In this interview, D’Tigress point guard Uju Ugoka tells PETER AKINBO about her humble beginnings, why she switched from football to basketball, her parents resistance and how a scholarship changed her life story
Not much has been heard about you in recent times. Where are you playing now?
My last season was in Germany’s division one and I just signed to play in France Ligue Feminine 2 this season.
Why did you opt for basketball ahead of other sports while growing up?
Actually, I started my sports career as a goalkeeper in my secondary school and we did well. It was after my secondary school I opted for basketball through some positive stuff I saw at the stadium with the girls who were training. So, that’s how I switched from a footballer to a basketball player.
As a girl, did your parents support your involvement in sports?
As a girl-child, initially my parents didn’t support me doing sports because they felt it was for men. They wanted me to go to school, study hard and become whatever I wanted to become but I had the passion for sports. I got a scholarship from sports in my secondary school but it was still not enough to convince them. They still insisted that I stopped playing. When I switched to basketball, I had to be a little bit stubborn.
Eventually they allowed me to play when I was invited to the national U-16 team, they saw my name in the papers and they were very happy. Everyone was talking about it and they finally let me be.
Mobolaji Akiode’s camp helped you achieve your aim of earning a scholarship in the US and playing basketball.
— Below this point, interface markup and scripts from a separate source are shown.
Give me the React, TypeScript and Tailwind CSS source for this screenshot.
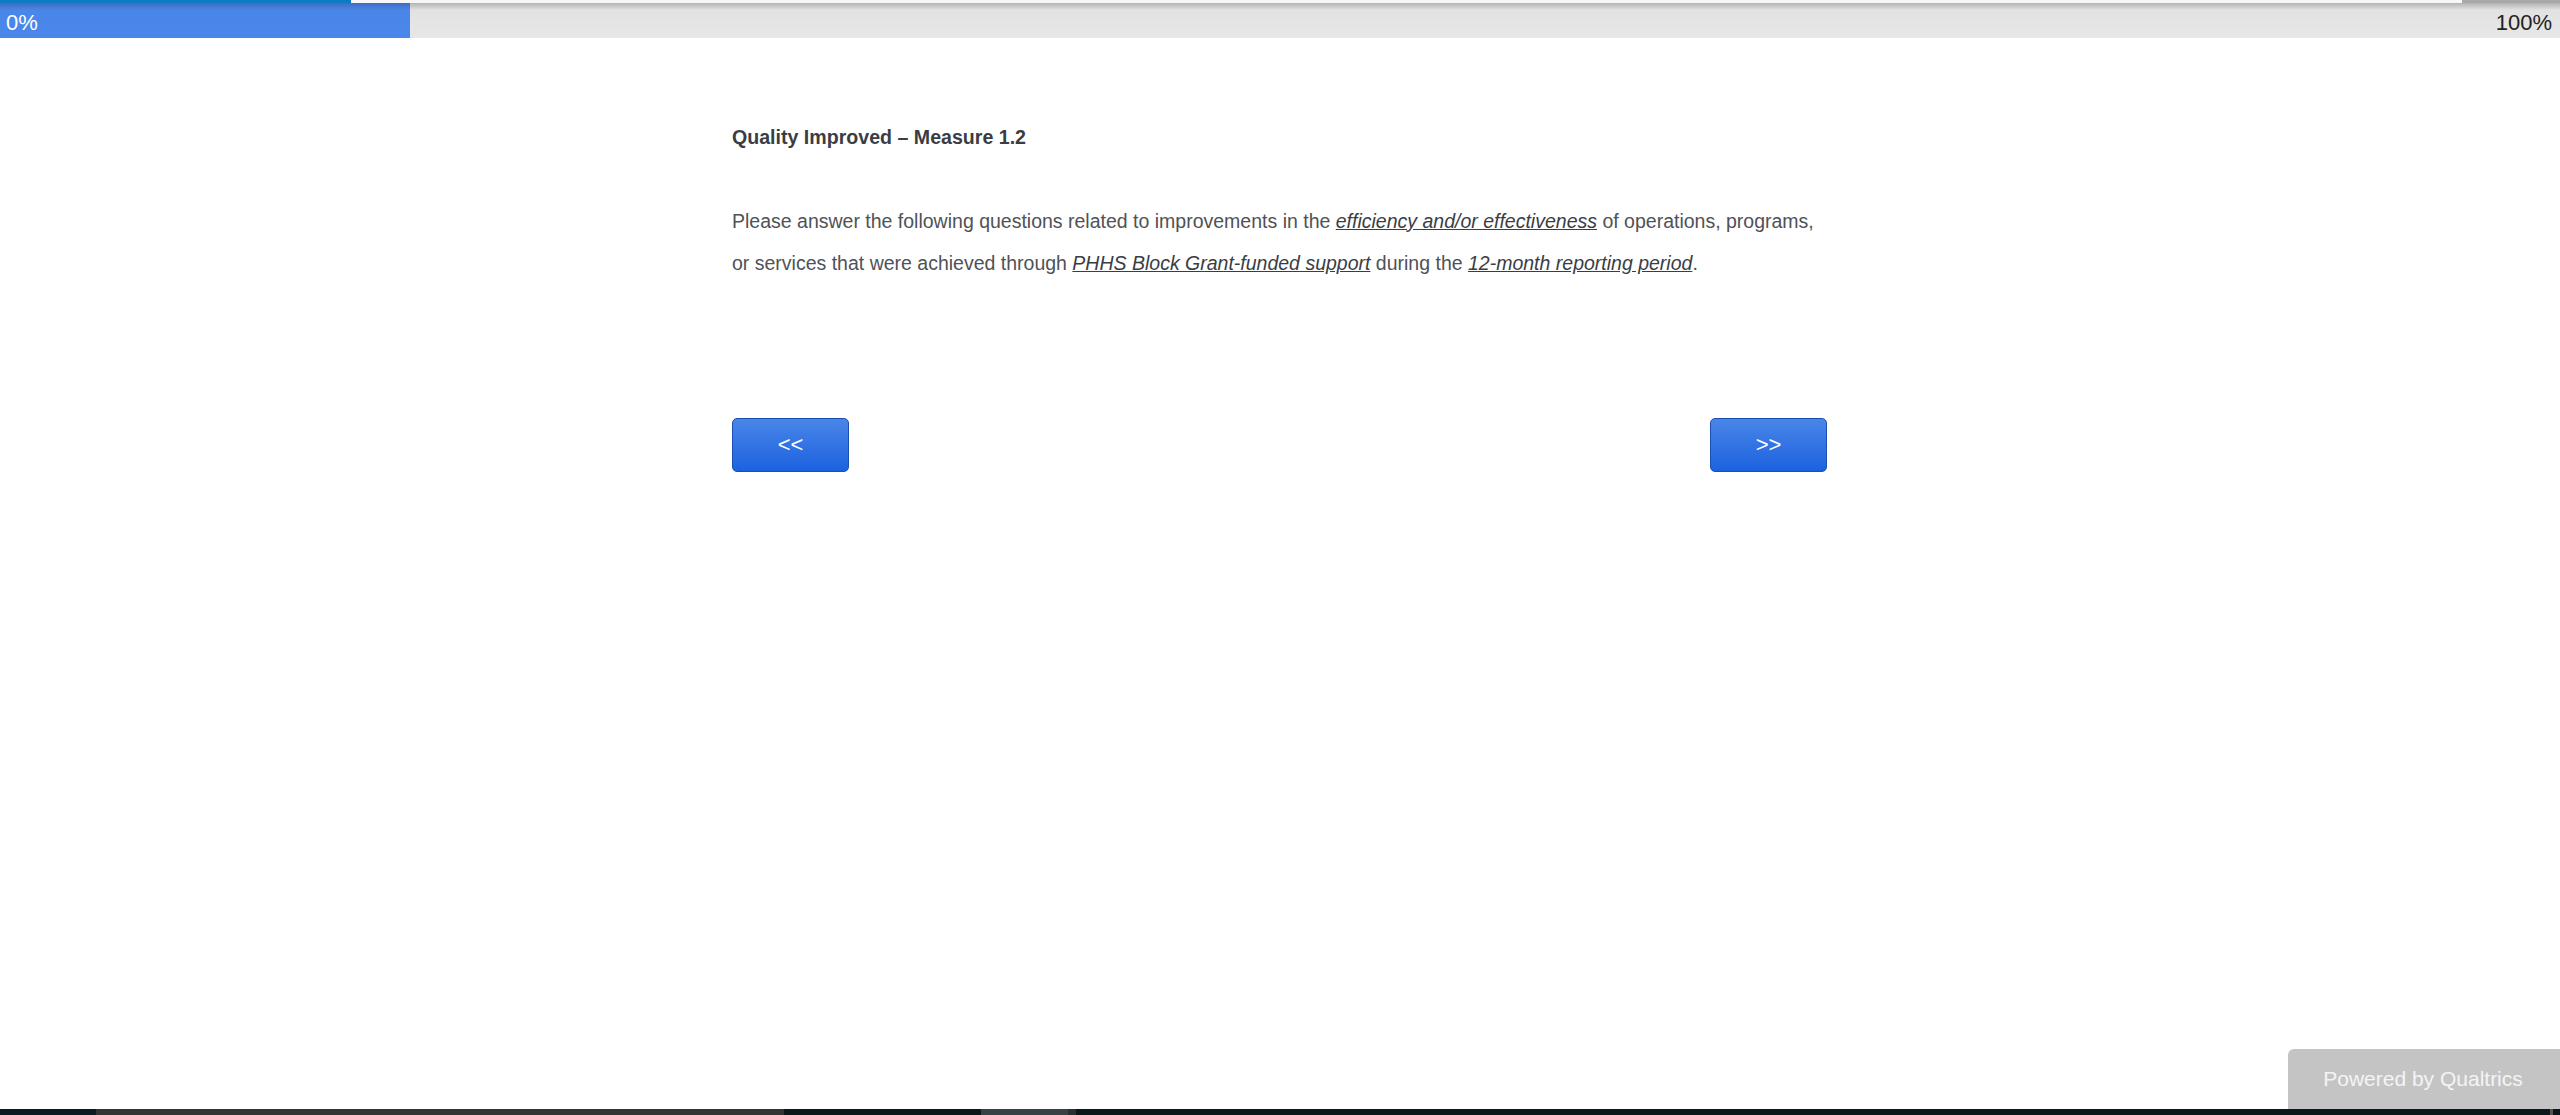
import React from "react";

export default function App() {
  const font = { fontFamily: '"Liberation Sans", Arial, sans-serif' };
  return (
    <div className="h-[1115px] w-full flex flex-col bg-white overflow-hidden" style={font}>
      {/* top strip */}
      <div className="flex h-[3px] shrink-0">
        <div className="w-[351px] bg-[#0a7bc4]" />
        <div className="flex-1 bg-[#f7f7f7]" />
        <div className="w-[98px] bg-[#a8a8a8]" />
      </div>
      {/* progress bar */}
      <div className="relative h-[35px] shrink-0 bg-[linear-gradient(to_bottom,#b3b3b3,#e2e2e2_7px,#e7e7e7)]">
        <div className="absolute left-0 top-0 h-full w-[410px] bg-[linear-gradient(to_bottom,#3c6cc0,#4a86e8_7px,#4a87eb)]" />
        <div className="relative flex h-full items-center justify-between pl-[6px] pr-[8px] pt-[4px] text-[22px] leading-none">
          <span className="text-white">0%</span>
          <span className="text-[#222222]">100%</span>
        </div>
      </div>
      {/* main */}
      <div className="flex-1">
        <div className="ml-[732px] w-[1095px] pt-[88px]">
          <div className="text-[19.6px] font-bold leading-[22.5px] text-[#3a3d44]">
            Quality Improved – Measure 1.2
          </div>
          <p className="mt-[51px] text-[19.5px] leading-[42.5px] text-[#4f5257]">
            Please answer the following questions related to improvements in the{" "}
            <span className="italic underline text-[#3a3d44]">efficiency and/or effectiveness</span> of operations, programs,
            <br />
            or services that were achieved through{" "}
            <span className="italic underline text-[#3a3d44]">PHHS Block Grant-funded support</span> during the{" "}
            <span className="italic underline text-[#3a3d44]">12-month reporting period</span>.
          </p>
          <div className="mt-[133px] flex justify-between">
            <button className="h-[54px] w-[117px] rounded-[5px] border border-[#1a4fb0] bg-[linear-gradient(to_bottom,#4a86e8,#1c62e0)] text-[22px] text-white">
              &lt;&lt;
            </button>
            <button className="h-[54px] w-[117px] rounded-[5px] border border-[#1a4fb0] bg-[linear-gradient(to_bottom,#4a86e8,#1c62e0)] text-[22px] text-white">
              &gt;&gt;
            </button>
          </div>
        </div>
      </div>
      {/* footer badge */}
      <div className="flex shrink-0 justify-end">
        <div className="flex h-[60px] w-[272px] items-center justify-center rounded-tl-[6px] bg-[#c4c4c5] pr-[2px] text-[21px] text-[#f4f4f4]">
          Powered by Qualtrics
        </div>
      </div>
      {/* bottom taskbar strip */}
      <div className="flex h-[6px] shrink-0">
        <div className="w-[96px] bg-[#0d1a1f]" />
        <div className="w-[688px] bg-[#333333]" />
        <div className="w-[197px] bg-[#0c171b]" />
        <div className="w-[87px] bg-[#384246]" />
        <div className="w-[8px] bg-[#2a2f31]" />
        <div className="flex-1 bg-[#0c171b]" />
        <div className="w-[3px] bg-[#555555]" />
        <div className="w-[7px] bg-[#0c171b]" />
      </div>
    </div>
  );
}
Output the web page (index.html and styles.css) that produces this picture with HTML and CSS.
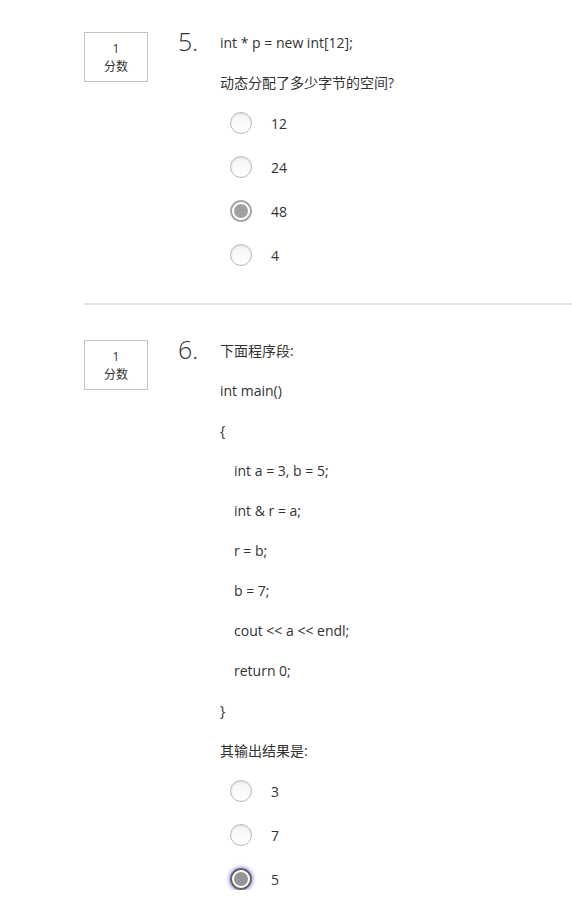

Can you recall your early beginnings in the game?
Yes, the Mobolaji Akiode camp really helped me by giving me the scholarship to go to the US to study and play basketball. It wasn’t really easy because I started late. It was after secondary school I started playing, so, I was really raw without skills. But what helped me was my athleticism and I used that to make up for the skills I didn’t have. So, it was difficult but I had the zeal to become a good basketball player. So, I worked my way up from being invited for the U-16 to the U-17 and U-18 twice, before the Mobolaji Akiode camp came up and it was for 50 girls in Ogun State then. Going there, I had it in mind that I wanted to be among the top two players in the camp because only the top two were going to get the scholarship. I did my best, I worked hard and luck shone on me.
How did you feel first time you were called up to D’Tigress squad?
The first time I was called to D’Tigress squad, it was a dream come true. I was so excited because I had played for the junior national teams. It was an opportunity to represent the country and I was very glad and my parents were excited too. That was a great feeling and I did my best in the camp then.
Were you jittery in your first game for Nigeria?
Actually I wasn’t jittery in my first game for Nigeria. From all the camps, I was always aggressive and head on because I love to play on the big stage. It was just me being myself. The first big stage was the 2016 Olympic qualifiers in France. I was there and played well and I’ve always waited for that big stage moment. I’m built for that.
What do you do before every game?
What I do before every game is sleep well and wake up quite early. i eat lightly, whether it’s a morning or afternoon game, and listen to a lot of music to keep my vibe going into the game. Music helps me not to think too much about the game.
What are your best and worst moments as a basketball player?
My best moment as a basketball player was getting the scholarship to the US. The things people say I can’t do, the things I can’t become, they said I couldn’t become an All-American, my coach said it was going to be difficult. But I worked hard, I trained and immediately in my first year, I did it back-to-back. It propelled me to know that whatever you believe you can achieve. I was very happy because the coach said I couldn’t. That was one of my best moments. As a basketball player, there is no specific worst moment, but whenever I lose games, I feel bad and terrible that I didn’t do enough to help my team. Normally for players, injuries are worst nightmares and in my career, I’ve struggled with injuries a lot.
Are you involved in any project to breed future basketball stars?
I do have basketball projects and camps once in a while. I have a foundation called Turning Hope into Reality Foundation where I train young boys and girls. I also have a group of girls in Lagos and in the east who I train during the off season and help them with their basketball skills. And there are other players that I’ve helped to move to other countries like Italy. So, I’m really involved because the same opportunity made me who I am today. I’m always giving back to help out future basketball stars.